## Brief
Print the listing in its entirety and exactly, leaving out images.

## Given data
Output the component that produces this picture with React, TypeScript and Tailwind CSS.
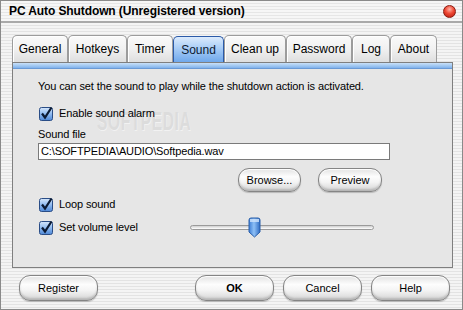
import React from "react";

const stripes =
  "bg-[repeating-linear-gradient(180deg,#f4f4f4_0px,#f4f4f4_2px,#e3e3e3_2px,#e3e3e3_3px)]";

function Check() {
  return (
    <svg width="15" height="15" viewBox="0 0 15 15" className="shrink-0">
      <defs>
        <linearGradient id="cbg" x1="0" y1="0" x2="0" y2="1">
          <stop offset="0" stopColor="#d6e7fb" />
          <stop offset="0.5" stopColor="#8fbaf0" />
          <stop offset="1" stopColor="#4d87d6" />
        </linearGradient>
      </defs>
      <rect x="0.5" y="1.5" width="13" height="13" rx="2" fill="url(#cbg)" stroke="#2a4d86" />
      <path d="M3 7.5 L6 11.5 L12.5 1.5" fill="none" stroke="#0b1a33" strokeWidth="2.2" />
    </svg>
  );
}

function Btn({ label, w, bold }: { label: string; w: string; bold?: boolean }) {
  return (
    <div
      className={`${w} h-full flex items-center justify-center rounded-[11px] border border-[#858585] bg-[linear-gradient(180deg,#e2e2e2_0%,#fdfdfd_35%,#f4f4f4_60%,#d4d4d4_100%)] shadow-[inset_0_-2px_2px_rgba(0,0,0,0.15),inset_0_1px_1px_#fff,0_1px_1px_rgba(0,0,0,0.2)] text-[11px] text-black ${bold ? "font-bold" : ""}`}
    >
      {label}
    </div>
  );
}

const tabs: { label: string; w: string; active?: boolean }[] = [
  { label: "General", w: "w-[56px]" },
  { label: "Hotkeys", w: "w-[59px]" },
  { label: "Timer", w: "w-[46px]" },
  { label: "Sound", w: "w-[51px]", active: true },
  { label: "Clean up", w: "w-[62px]" },
  { label: "Password", w: "w-[66px]" },
  { label: "Log", w: "w-[38px]" },
  { label: "About", w: "w-[47px]" },
];

export default function App() {
  return (
    <div
      className="w-[463px] h-[310px] overflow-hidden border border-[#8a8a8a] flex flex-col text-black"
      style={{ fontFamily: '"Liberation Sans", Arial, sans-serif' }}
    >
      {/* title bar */}
      <div className="h-[22px] shrink-0 flex items-center justify-between pl-[8px] pr-[6px] border-b-2 border-[#a9a9a9] bg-[repeating-linear-gradient(180deg,#f6f6f6_0px,#f6f6f6_2px,#e6e6e6_2px,#e6e6e6_3px)]">
        <span className="text-[12px] font-bold tracking-[-0.1px]">PC Auto Shutdown (Unregistered version)</span>
        <div className="w-[13px] h-[13px] rounded-full border border-[#8a1a10] bg-[radial-gradient(circle_at_50%_30%,#ffb2a6_0%,#f04a36_45%,#b3170a_100%)]" />
      </div>

      <div className={`flex-1 flex flex-col ${stripes} px-[11px] pt-[12px]`}>
        {/* tabs */}
        <div className="flex h-[27px] shrink-0 items-end">
          {tabs.map((t) =>
            t.active ? (
              <div
                key={t.label}
                className={`${t.w} h-[26px] flex items-center justify-center rounded-t-[5px] border border-b-0 border-[#2b5aa8] bg-[linear-gradient(180deg,#dcebfc_0%,#a9cdf6_45%,#6fa8ec_100%)] text-[12px] text-[#0c1a33]`}
              >
                {t.label}
              </div>
            ) : (
              <div
                key={t.label}
                className={`${t.w} h-[27px] flex items-center justify-center rounded-t-[5px] border border-b-0 border-[#9c9c9c] bg-[linear-gradient(180deg,#fafafa_0%,#f1f1f1_50%,#dedede_100%)] shadow-[inset_1px_1px_0_#fff] text-[12px]`}
              >
                {t.label}
              </div>
            )
          )}
        </div>

        {/* panel */}
        <div className="w-[441px] h-[206px] shrink-0 border border-[#7f7f7f] bg-[#e6e6e6] flex flex-col relative">
          {/* watermark (behind content) */}
          <div className="absolute left-[84px] top-[40px] origin-left scale-x-[0.62] pointer-events-none select-none text-[25px] font-bold tracking-[1px] text-[#dcdcdc] [text-shadow:1px_1px_0_#f2f2f2]">
            SOFTPEDIA
          </div>
          <div className="h-[6px] shrink-0 bg-[linear-gradient(180deg,#c9e0f8_0%,#9ec6f1_60%,#7fb1eb_100%)] border-b border-[#6a9ad6] relative" />
          <div className="pl-[25px] flex flex-col text-[11px] tracking-[-0.12px] relative">
            <div className="mt-[10px] h-[14px] flex items-center">
              You can set the sound to play while the shutdown action is activated.
            </div>
            <div className="mt-[13px] h-[15px] flex items-center gap-[5px] pl-[1px]">
              <Check />
              <span>Enable sound alarm</span>
            </div>
            <div className="mt-[6px] h-[14px] flex items-center">Sound file</div>
            <div className="mt-[2px] w-[352px] h-[17px] bg-white border border-[#7a7a7a] flex items-center pl-[2px]">
              C:\SOFTPEDIA\AUDIO\Softpedia.wav
            </div>
            <div className="mt-[8px] h-[24px] flex gap-[17px] pl-[200px] tracking-normal">
              <Btn label="Browse..." w="w-[63px]" />
              <Btn label="Preview" w="w-[64px]" />
            </div>
            <div className="mt-[5px] h-[15px] flex items-center gap-[5px] pl-[1px]">
              <Check />
              <span>Loop sound</span>
            </div>
            <div className="mt-[8px] h-[15px] flex items-center pl-[1px]">
              <div className="flex items-center gap-[5px] w-[151px]">
                <Check />
                <span>Set volume level</span>
              </div>
              <div className="relative w-[184px] h-[5px] rounded-full border border-[#9a9a9a] bg-[linear-gradient(180deg,#cfcfcf,#ffffff)]">
                <svg
                  width="13"
                  height="21"
                  viewBox="0 0 13 21"
                  className="absolute left-[57px] top-[-9px]"
                >
                  <defs>
                    <linearGradient id="th" x1="0" y1="0" x2="1" y2="0">
                      <stop offset="0" stopColor="#3f7fd6" />
                      <stop offset="0.45" stopColor="#8ec0f6" />
                      <stop offset="1" stopColor="#2f6cc4" />
                    </linearGradient>
                  </defs>
                  <path
                    d="M1 3 Q1 1 3 1 H10 Q12 1 12 3 V15 L6.5 20 L1 15 Z"
                    fill="url(#th)"
                    stroke="#2a5ea8"
                  />
                  <rect x="2" y="2" width="9" height="3" fill="#cfe4fb" opacity="0.8" />
                </svg>
              </div>
            </div>
          </div>
        </div>

        {/* bottom buttons */}
        <div className="mt-[7px] h-[26px] flex">
          <div className="ml-[7px] h-[26px] flex">
            <Btn label="Register" w="w-[79px]" />
          </div>
          <div className="ml-[97px] h-[26px] flex gap-[9px]">
            <Btn label="OK" w="w-[79px]" bold />
            <Btn label="Cancel" w="w-[79px]" />
            <Btn label="Help" w="w-[79px]" />
          </div>
        </div>
      </div>
    </div>
  );
}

## Answer to the exercise
Output the component that produces this picture with React, TypeScript and Tailwind CSS.
import React from "react";

const stripes =
  "bg-[repeating-linear-gradient(180deg,#f4f4f4_0px,#f4f4f4_2px,#e3e3e3_2px,#e3e3e3_3px)]";

function Check() {
  return (
    <svg width="15" height="15" viewBox="0 0 15 15" className="shrink-0">
      <defs>
        <linearGradient id="cbg" x1="0" y1="0" x2="0" y2="1">
          <stop offset="0" stopColor="#d6e7fb" />
          <stop offset="0.5" stopColor="#8fbaf0" />
          <stop offset="1" stopColor="#4d87d6" />
        </linearGradient>
      </defs>
      <rect x="0.5" y="1.5" width="13" height="13" rx="2" fill="url(#cbg)" stroke="#2a4d86" />
      <path d="M3 7.5 L6 11.5 L12.5 1.5" fill="none" stroke="#0b1a33" strokeWidth="2.2" />
    </svg>
  );
}

function Btn({ label, w, bold }: { label: string; w: string; bold?: boolean }) {
  return (
    <div
      className={`${w} h-full flex items-center justify-center rounded-[11px] border border-[#858585] bg-[linear-gradient(180deg,#e2e2e2_0%,#fdfdfd_35%,#f4f4f4_60%,#d4d4d4_100%)] shadow-[inset_0_-2px_2px_rgba(0,0,0,0.15),inset_0_1px_1px_#fff,0_1px_1px_rgba(0,0,0,0.2)] text-[11px] text-black ${bold ? "font-bold" : ""}`}
    >
      {label}
    </div>
  );
}

const tabs: { label: string; w: string; active?: boolean }[] = [
  { label: "General", w: "w-[56px]" },
  { label: "Hotkeys", w: "w-[59px]" },
  { label: "Timer", w: "w-[46px]" },
  { label: "Sound", w: "w-[51px]", active: true },
  { label: "Clean up", w: "w-[62px]" },
  { label: "Password", w: "w-[66px]" },
  { label: "Log", w: "w-[38px]" },
  { label: "About", w: "w-[47px]" },
];

export default function App() {
  return (
    <div
      className="w-[463px] h-[310px] overflow-hidden border border-[#8a8a8a] flex flex-col text-black"
      style={{ fontFamily: '"Liberation Sans", Arial, sans-serif' }}
    >
      {/* title bar */}
      <div className="h-[22px] shrink-0 flex items-center justify-between pl-[8px] pr-[6px] border-b-2 border-[#a9a9a9] bg-[repeating-linear-gradient(180deg,#f6f6f6_0px,#f6f6f6_2px,#e6e6e6_2px,#e6e6e6_3px)]">
        <span className="text-[12px] font-bold tracking-[-0.1px]">PC Auto Shutdown (Unregistered version)</span>
        <div className="w-[13px] h-[13px] rounded-full border border-[#8a1a10] bg-[radial-gradient(circle_at_50%_30%,#ffb2a6_0%,#f04a36_45%,#b3170a_100%)]" />
      </div>

      <div className={`flex-1 flex flex-col ${stripes} px-[11px] pt-[12px]`}>
        {/* tabs */}
        <div className="flex h-[27px] shrink-0 items-end">
          {tabs.map((t) =>
            t.active ? (
              <div
                key={t.label}
                className={`${t.w} h-[26px] flex items-center justify-center rounded-t-[5px] border border-b-0 border-[#2b5aa8] bg-[linear-gradient(180deg,#dcebfc_0%,#a9cdf6_45%,#6fa8ec_100%)] text-[12px] text-[#0c1a33]`}
              >
                {t.label}
              </div>
            ) : (
              <div
                key={t.label}
                className={`${t.w} h-[27px] flex items-center justify-center rounded-t-[5px] border border-b-0 border-[#9c9c9c] bg-[linear-gradient(180deg,#fafafa_0%,#f1f1f1_50%,#dedede_100%)] shadow-[inset_1px_1px_0_#fff] text-[12px]`}
              >
                {t.label}
              </div>
            )
          )}
        </div>

        {/* panel */}
        <div className="w-[441px] h-[206px] shrink-0 border border-[#7f7f7f] bg-[#e6e6e6] flex flex-col relative">
          {/* watermark (behind content) */}
          <div className="absolute left-[84px] top-[40px] origin-left scale-x-[0.62] pointer-events-none select-none text-[25px] font-bold tracking-[1px] text-[#dcdcdc] [text-shadow:1px_1px_0_#f2f2f2]">
            SOFTPEDIA
          </div>
          <div className="h-[6px] shrink-0 bg-[linear-gradient(180deg,#c9e0f8_0%,#9ec6f1_60%,#7fb1eb_100%)] border-b border-[#6a9ad6] relative" />
          <div className="pl-[25px] flex flex-col text-[11px] tracking-[-0.12px] relative">
            <div className="mt-[10px] h-[14px] flex items-center">
              You can set the sound to play while the shutdown action is activated.
            </div>
            <div className="mt-[13px] h-[15px] flex items-center gap-[5px] pl-[1px]">
              <Check />
              <span>Enable sound alarm</span>
            </div>
            <div className="mt-[6px] h-[14px] flex items-center">Sound file</div>
            <div className="mt-[2px] w-[352px] h-[17px] bg-white border border-[#7a7a7a] flex items-center pl-[2px]">
              C:\SOFTPEDIA\AUDIO\Softpedia.wav
            </div>
            <div className="mt-[8px] h-[24px] flex gap-[17px] pl-[200px] tracking-normal">
              <Btn label="Browse..." w="w-[63px]" />
              <Btn label="Preview" w="w-[64px]" />
            </div>
            <div className="mt-[5px] h-[15px] flex items-center gap-[5px] pl-[1px]">
              <Check />
              <span>Loop sound</span>
            </div>
            <div className="mt-[8px] h-[15px] flex items-center pl-[1px]">
              <div className="flex items-center gap-[5px] w-[151px]">
                <Check />
                <span>Set volume level</span>
              </div>
              <div className="relative w-[184px] h-[5px] rounded-full border border-[#9a9a9a] bg-[linear-gradient(180deg,#cfcfcf,#ffffff)]">
                <svg
                  width="13"
                  height="21"
                  viewBox="0 0 13 21"
                  className="absolute left-[57px] top-[-9px]"
                >
                  <defs>
                    <linearGradient id="th" x1="0" y1="0" x2="1" y2="0">
                      <stop offset="0" stopColor="#3f7fd6" />
                      <stop offset="0.45" stopColor="#8ec0f6" />
                      <stop offset="1" stopColor="#2f6cc4" />
                    </linearGradient>
                  </defs>
                  <path
                    d="M1 3 Q1 1 3 1 H10 Q12 1 12 3 V15 L6.5 20 L1 15 Z"
                    fill="url(#th)"
                    stroke="#2a5ea8"
                  />
                  <rect x="2" y="2" width="9" height="3" fill="#cfe4fb" opacity="0.8" />
                </svg>
              </div>
            </div>
          </div>
        </div>

        {/* bottom buttons */}
        <div className="mt-[7px] h-[26px] flex">
          <div className="ml-[7px] h-[26px] flex">
            <Btn label="Register" w="w-[79px]" />
          </div>
          <div className="ml-[97px] h-[26px] flex gap-[9px]">
            <Btn label="OK" w="w-[79px]" bold />
            <Btn label="Cancel" w="w-[79px]" />
            <Btn label="Help" w="w-[79px]" />
          </div>
        </div>
      </div>
    </div>
  );
}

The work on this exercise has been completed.